## Problem to solve
In the material below, the lines containing the word "page" are required; copy each of them.

## Data block
········
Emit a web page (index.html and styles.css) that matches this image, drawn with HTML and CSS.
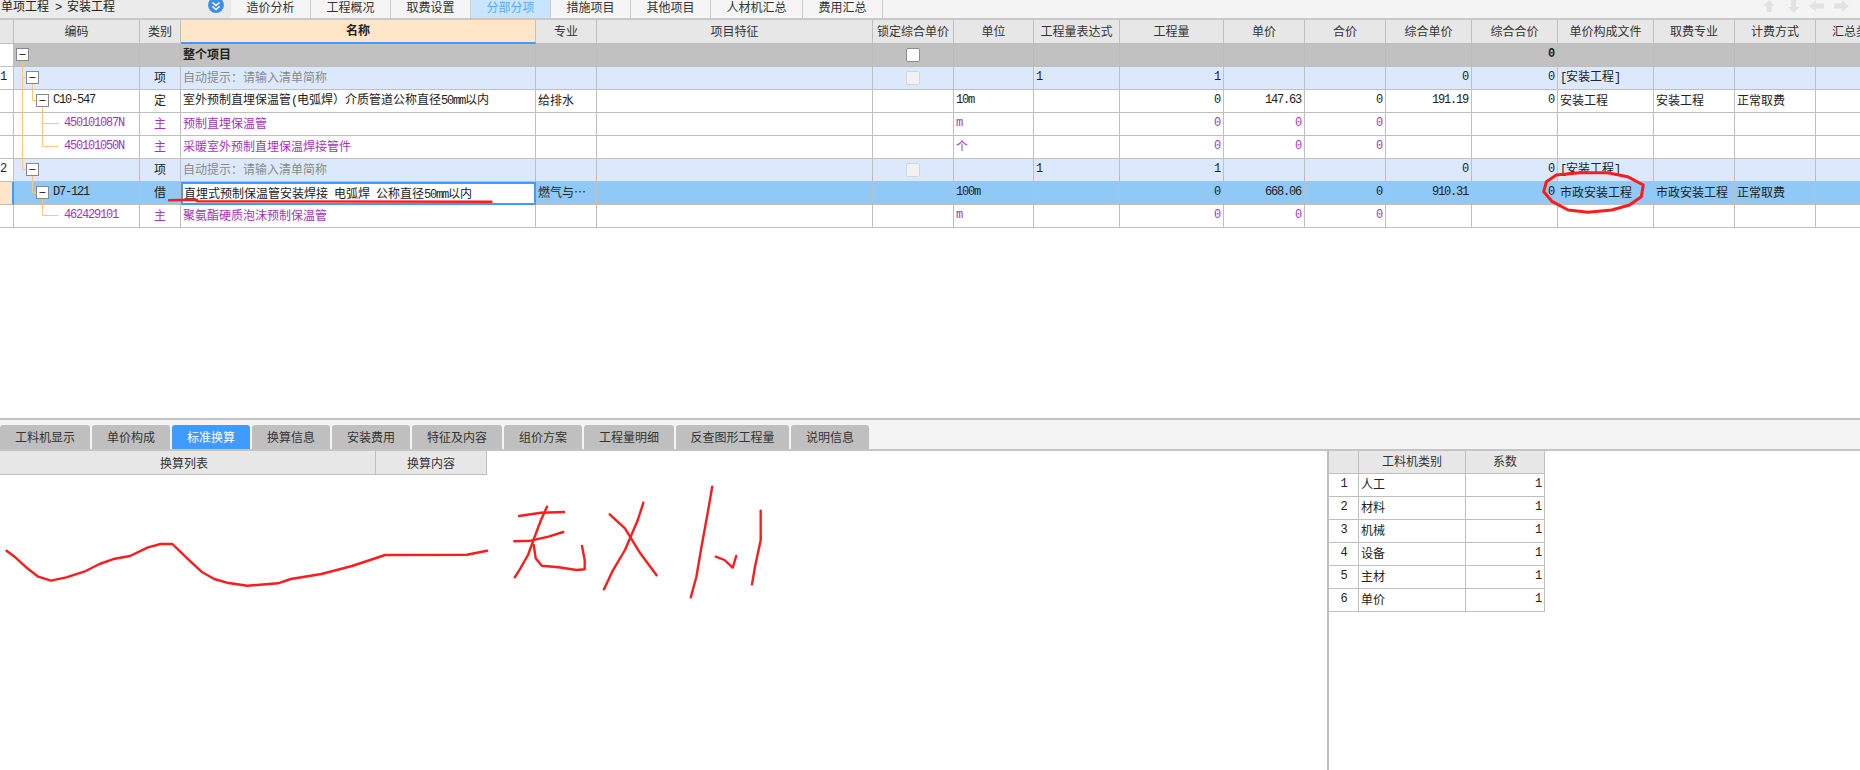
FILE: index.html
```html
<!DOCTYPE html>
<html lang="zh-CN">
<head>
    <meta charset="UTF-8">
    <title>分部分项</title>
    <link rel="stylesheet" href="styles.css">
</head>
<body>
<div class="page">
    <div class="topbar">
        <div class="crumb">
            <span>单项工程<span class="lat"> &gt; </span>安装工程</span>
            <svg class="collapse" width="16" height="14" viewBox="0 0 16 14">
                <circle cx="8" cy="5" r="8" fill="#3f8fe8"/>
                <path d="M4.5 2.5 8 5.5 11.5 2.5M4.5 6.5 8 9.5 11.5 6.5" fill="none" stroke="#fff" stroke-width="1.6"/>
            </svg>
        </div>
        <div class="toptab">造价分析</div>
        <div class="toptab">工程概况</div>
        <div class="toptab">取费设置</div>
        <div class="toptab on">分部分项</div>
        <div class="toptab">措施项目</div>
        <div class="toptab">其他项目</div>
        <div class="toptab wide">人材机汇总</div>
        <div class="toptab">费用汇总</div>
        <svg class="arrows" width="86" height="18" viewBox="0 0 86 18">
            <path d="M6 0 12 6H8.500V12H3.500V6H0Z"/>
            <path d="M28 0H33V7H36.500L30.500 13 25 7H28Z"/>
            <path d="M46 6 53 0.500V3.500H61V8.500H53V11.500Z"/>
            <path d="M86 6 79 0.500V3.500H71V8.500H79V11.500Z"/>
        </svg>
    </div>

    <div class="sheet">
        <table class="grid">
            <colgroup>
                <col class="w14"><col class="w126"><col class="w41"><col class="w355"><col class="w61"><col class="w276">
                <col class="w81"><col class="w80"><col class="w86"><col class="w104"><col class="w81"><col class="w81">
                <col class="w86"><col class="w86"><col class="w96"><col class="w81"><col class="w81"><col class="w81">
            </colgroup>
            <tr class="head">
                <th></th><th>编码</th><th>类别</th><th class="cur">名称</th><th>专业</th><th>项目特征</th>
                <th>锁定综合单价</th><th>单位</th><th>工程量表达式</th><th>工程量</th><th>单价</th><th>合价</th>
                <th>综合单价</th><th>综合合价</th><th>单价构成文件</th><th>取费专业</th><th>计费方式</th><th>汇总类别</th>
            </tr>
            <tr class="total">
                <td class="no"></td><td></td><td></td><td>整个项目</td><td></td><td></td>
                <td class="c"><span class="check"></span></td><td></td><td></td><td></td><td></td><td></td>
                <td></td><td class="n lat">0</td><td></td><td></td><td></td><td></td>
            </tr>
            <tr class="bill">
                <td class="no lat">1</td><td></td><td class="c">项</td><td class="hint">自动提示：请输入清单简称</td><td></td><td></td>
                <td class="c"><span class="check off"></span></td><td></td><td class="lat">1</td><td class="n lat">1</td><td></td><td></td>
                <td class="n lat">0</td><td class="n lat">0</td><td><span class="lat">[</span>安装工程<span class="lat">]</span></td><td></td><td></td><td></td>
            </tr>
            <tr>
                <td class="no"></td><td class="lat lv2">C10-547</td><td class="c">定</td><td>室外预制直埋保温管<span class="lat">(</span>电弧焊）介质管道公称直径<span class="lat">50mm</span>以内</td><td>给排水</td><td></td>
                <td></td><td class="lat">10m</td><td></td><td class="n lat">0</td><td class="n lat">147.63</td><td class="n lat">0</td>
                <td class="n lat">191.19</td><td class="n lat">0</td><td>安装工程</td><td>安装工程</td><td>正常取费</td><td></td>
            </tr>
            <tr class="main">
                <td class="no"></td><td class="lat lv3">450101087N</td><td class="c">主</td><td>预制直埋保温管</td><td></td><td></td>
                <td></td><td class="lat">m</td><td></td><td class="n lat">0</td><td class="n lat">0</td><td class="n lat">0</td>
                <td></td><td></td><td></td><td></td><td></td><td></td>
            </tr>
            <tr class="main">
                <td class="no"></td><td class="lat lv3">450101050N</td><td class="c">主</td><td>采暖室外预制直埋保温焊接管件</td><td></td><td></td>
                <td></td><td>个</td><td></td><td class="n lat">0</td><td class="n lat">0</td><td class="n lat">0</td>
                <td></td><td></td><td></td><td></td><td></td><td></td>
            </tr>
            <tr class="bill">
                <td class="no lat">2</td><td></td><td class="c">项</td><td class="hint">自动提示：请输入清单简称</td><td></td><td></td>
                <td class="c"><span class="check off"></span></td><td></td><td class="lat">1</td><td class="n lat">1</td><td></td><td></td>
                <td class="n lat">0</td><td class="n lat">0</td><td><span class="lat">[</span>安装工程<span class="lat">]</span></td><td></td><td></td><td></td>
            </tr>
            <tr class="sel">
                <td class="no"></td><td class="lat lv2">D7-121</td><td class="c">借</td><td class="edit">直埋式预制保温管安装焊接&ensp;电弧焊&ensp;公称直径<span class="lat">50mm</span>以内</td><td>燃气与…</td><td></td>
                <td></td><td class="lat">100m</td><td></td><td class="n lat">0</td><td class="n lat">668.06</td><td class="n lat">0</td>
                <td class="n lat">910.31</td><td class="n lat">0</td><td>市政安装工程</td><td>市政安装工程</td><td>正常取费</td><td></td>
            </tr>
            <tr class="main">
                <td class="no"></td><td class="lat lv3">462429101</td><td class="c">主</td><td>聚氨酯硬质泡沫预制保温管</td><td></td><td></td>
                <td></td><td class="lat">m</td><td></td><td class="n lat">0</td><td class="n lat">0</td><td class="n lat">0</td>
                <td></td><td></td><td></td><td></td><td></td><td></td>
            </tr>
        </table>

        <!-- tree lines, y is measured from the top of the sheet -->
        <svg class="tree" width="140" height="210" viewBox="0 0 140 210">
            <defs>
                <g id="box">
                    <rect x="0" y="0" width="12" height="12" fill="#fff" stroke="#888"/>
                    <path d="M3 6H9" stroke="#333"/>
                </g>
            </defs>
            <path class="link" d="M22.500 40V149.500M22.500 57.500H26.500M22.500 149.500H26.500M32.500 64V80.500H36.500M32.500 156V172.500H36.500M42.500 87V126.500H58.500M42.500 103.500H58.500M42.500 179V195.500H58.500"/>
            <use href="#box" x="16.500" y="28.500"/>
            <use href="#box" x="26.500" y="51.500"/>
            <use href="#box" x="36.500" y="74.500"/>
            <use href="#box" x="26.500" y="143.500"/>
            <use href="#box" x="36.500" y="166.500"/>
        </svg>
    </div>

    <div class="lowertabs">
        <div class="ltab wide">工料机显示</div>
        <div class="ltab">单价构成</div>
        <div class="ltab on">标准换算</div>
        <div class="ltab">换算信息</div>
        <div class="ltab">安装费用</div>
        <div class="ltab wide">特征及内容</div>
        <div class="ltab">组价方案</div>
        <div class="ltab wide">工程量明细</div>
        <div class="ltab wider">反查图形工程量</div>
        <div class="ltab">说明信息</div>
    </div>

    <div class="lower">
        <div class="listpane">
            <div class="listhead">
                <div class="lh1">换算列表</div>
                <div class="lh2">换算内容</div>
            </div>
        </div>
        <div class="ratepane">
            <table class="rates">
                <colgroup><col class="w30"><col class="w107"><col class="w79"></colgroup>
                <tr class="head"><th></th><th>工料机类别</th><th>系数</th></tr>
                <tr><td class="c lat">1</td><td>人工</td><td class="n lat">1</td></tr>
                <tr><td class="c lat">2</td><td>材料</td><td class="n lat">1</td></tr>
                <tr><td class="c lat">3</td><td>机械</td><td class="n lat">1</td></tr>
                <tr><td class="c lat">4</td><td>设备</td><td class="n lat">1</td></tr>
                <tr><td class="c lat">5</td><td>主材</td><td class="n lat">1</td></tr>
                <tr><td class="c lat">6</td><td>单价</td><td class="n lat">1</td></tr>
            </table>
        </div>
    </div>

    <!-- red pen marks somebody drew over the screenshot -->
    <svg class="ink" width="1860" height="770" viewBox="0 0 1860 770">
        <path d="M169 200.300 197 199.700M197 201.300 491.500 201.700"/>
        <path class="thick" d="M1643.300 185 1641.300 196.700 1629.500 205 1611.700 210 1588 212.300 1568.200 210 1552.400 201.700 1543.700 191.700 1546.400 181.700 1556.300 175 1580 172.700 1607.700 172.700 1627.500 176.700 1643.300 185Z"/>
        <path d="M6.600 550.700 15.300 557.300 25.500 566.700 38.300 576.700 51 580.700 66.300 577.300 84.200 571.700 99.500 564 114.800 558.700 130 556 148 547.300 160.700 544 172.400 544 186.200 557.300 201.500 571.700 214.300 579 227 582.700 247.400 585.700 278 583.300 290.800 579 321.400 574 352 566 385.200 555 466.800 554.700 487.200 550.700"/>
        <path d="M519 516 541 512.700 564 512"/>
        <path d="M547 506.700 541 520 534.700 536.700 528 555 520.400 568.300 514.800 577.300"/>
        <path d="M514.300 541.300 530.600 540.700 548.500 536.700 563.300 532"/>
        <path d="M533.700 545 535.700 558.300 541.800 565.700 558.700 567.300 576.500 570 584.700 569.300 584.700 560 582 546"/>
        <path d="M609.700 514.300 625 528.300 640.300 553.300 656.600 575.300"/>
        <path d="M643.400 502.700 637.800 520 625 550 612.200 571.700 604 589.300"/>
        <path d="M712.200 486.700 708.200 510 701.500 546.700 696.400 576.700 690.800 597.300"/>
        <path d="M715.800 556.700 724.500 560 732.700 567.700 736.200 556"/>
        <path d="M760.700 510.700 760.700 540 755 566.700 752 584.300"/>
    </svg>
</div>
</body>
</html>
```

FILE: styles.css
```css
*{
    padding: 0;
    margin: 0;
    box-sizing: border-box;
}
body{
    background: #fff;
    font-family: "Noto Sans CJK SC", sans-serif;
    font-size: 12px;
    color: #222;
    overflow: hidden;
}
.page{
    position: relative;
    width: 1860px;
    height: 770px;
    overflow: hidden;
    display: flex;
    flex-direction: column;
}
/* latin text is half a character wide next to the chinese */
.lat{
    font-family: "Liberation Mono", monospace;
    font-size: 12px;
    letter-spacing: -1.2px;
    white-space: pre;
}

/* top bar */
.topbar{
    display: flex;
    height: 20px;
    background: #f4f4f4;
    border-bottom: 2px solid #c8c8c8;
    flex: none;
}
.crumb{
    display: flex;
    justify-content: space-between;
    width: 231px;
    padding-left: 1px;
    padding-right: 7px;
    background: #ebebeb;
    line-height: 12px;
    overflow: hidden;
}
.collapse{
    flex: none;
}
.toptab{
    width: 80px;
    line-height: 14px;
    text-align: center;
    background: #f5f5f5;
    border-right: 1px solid #cdcdcd;
    color: #333;
}
.toptab.wide{
    width: 92px;
}
.toptab.on{
    background: #c9e5fd;
    color: #5aa9f0;
}
.arrows{
    margin-left: auto;
    margin-right: 11px;
    fill: #e2e2e2;
}

/* main sheet */
.sheet{
    position: relative;
    height: 400px;
    flex: none;
    border-bottom: 2px solid #c4c4c4;
    overflow: hidden;
}
table{
    border-collapse: separate;
    border-spacing: 0;
    table-layout: fixed;
}
.grid{
    width: 1897px;
}
.w14{width: 14px;}
.w30{width: 30px;}
.w41{width: 41px;}
.w61{width: 61px;}
.w79{width: 79px;}
.w80{width: 80px;}
.w81{width: 81px;}
.w86{width: 86px;}
.w96{width: 96px;}
.w104{width: 104px;}
.w107{width: 107px;}
.w126{width: 126px;}
.w276{width: 276px;}
.w355{width: 355px;}

th, td{
    height: 23px;
    padding: 0 2px 2px 2px;
    border-right: 1px solid #bfbfbf;
    border-bottom: 1px solid #bfbfbf;
    white-space: nowrap;
    overflow: hidden;
    font-weight: normal;
    line-height: 16px;
    text-align: left;
}
th{
    background: #e7e7e7;
    text-align: center;
    color: #333;
}
.grid .head th{
    height: 24px;
}
.grid th.cur{
    background: #ffe6c8;
    font-weight: bold;
    color: #222;
    border-bottom: 2px solid #3f9bff;
}
td.c{
    text-align: center;
}
td.n{
    text-align: right;
    padding-right: 3px;
}
td.no{
    padding: 0 0 2px 0;
    background: #fff;
}
.lv2{
    padding-left: 39px;
}
.lv3{
    padding-left: 50px;
}

.total td{
    background: #c1c1c1;
    font-weight: bold;
    border-right-color: #bbb;
}
.total td.no{
    background: #fff;
}
.bill td{
    background: #dce9fd;
}
.bill td.no{
    background: #fff;
}
.hint{
    color: #8a8a8a;
}
.main td{
    color: #a335bd;
}
.sel td{
    background: #90c8f6;
}
.sel td.no{
    background: #ffe6c8;
    border-right: 2px solid #3f9bff;
}
.sel td.edit{
    background: #fff;
    border: 2px solid #3f9bff;
    padding: 0 1px;
}

.check{
    display: inline-block;
    width: 14px;
    height: 14px;
    background: #fff;
    border: 1px solid #8c8c8c;
    border-radius: 2px;
    vertical-align: middle;
}
.check.off{
    background: #f1f1f1;
    border-color: #d6d6d6;
}

.tree{
    position: absolute;
    left: 0;
    top: 0;
}
.link{
    fill: none;
    stroke: #ffc67a;
}

/* lower tabs */
.lowertabs{
    display: flex;
    gap: 2px;
    height: 31px;
    padding-top: 5px;
    flex: none;
    background: #f4f4f4;
    border-bottom: 2px solid #c4c4c4;
}
.ltab{
    width: 78px;
    background: #bfbfbf;
    border-radius: 3px 3px 0 0;
    line-height: 24px;
    text-align: center;
    color: #333;
}
.ltab.wide{
    width: 90px;
}
.ltab.wider{
    width: 113px;
}
.ltab.on{
    background: #3f9bff;
    color: #fff;
}

/* lower panes */
.lower{
    display: flex;
    flex: 1;
}
.listpane{
    width: 1327px;
}
.listhead{
    display: flex;
    width: 487px;
    height: 24px;
    background: #e7e7e7;
    border-bottom: 1px solid #bfbfbf;
    line-height: 23px;
    text-align: center;
    color: #333;
}
.lh1{
    width: 376px;
    padding-right: 7px;
    border-right: 1px solid #bfbfbf;
}
.lh2{
    width: 111px;
    border-right: 1px solid #bfbfbf;
}
.ratepane{
    flex: 1;
    border-left: 2px solid #bfbfbf;
}
.rates{
    width: 216px;
}

/* pen marks */
.ink{
    position: absolute;
    left: 0;
    top: 0;
    fill: none;
    stroke: #fb1c1c;
    stroke-width: 2.4;
    stroke-linejoin: round;
    stroke-linecap: round;
    pointer-events: none;
}
.ink .thick{
    stroke-width: 3;
}
```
········
## Solution to this exercise
Emit a web page (index.html and styles.css) that matches this image, drawn with HTML and CSS.
<div class="page">
.page{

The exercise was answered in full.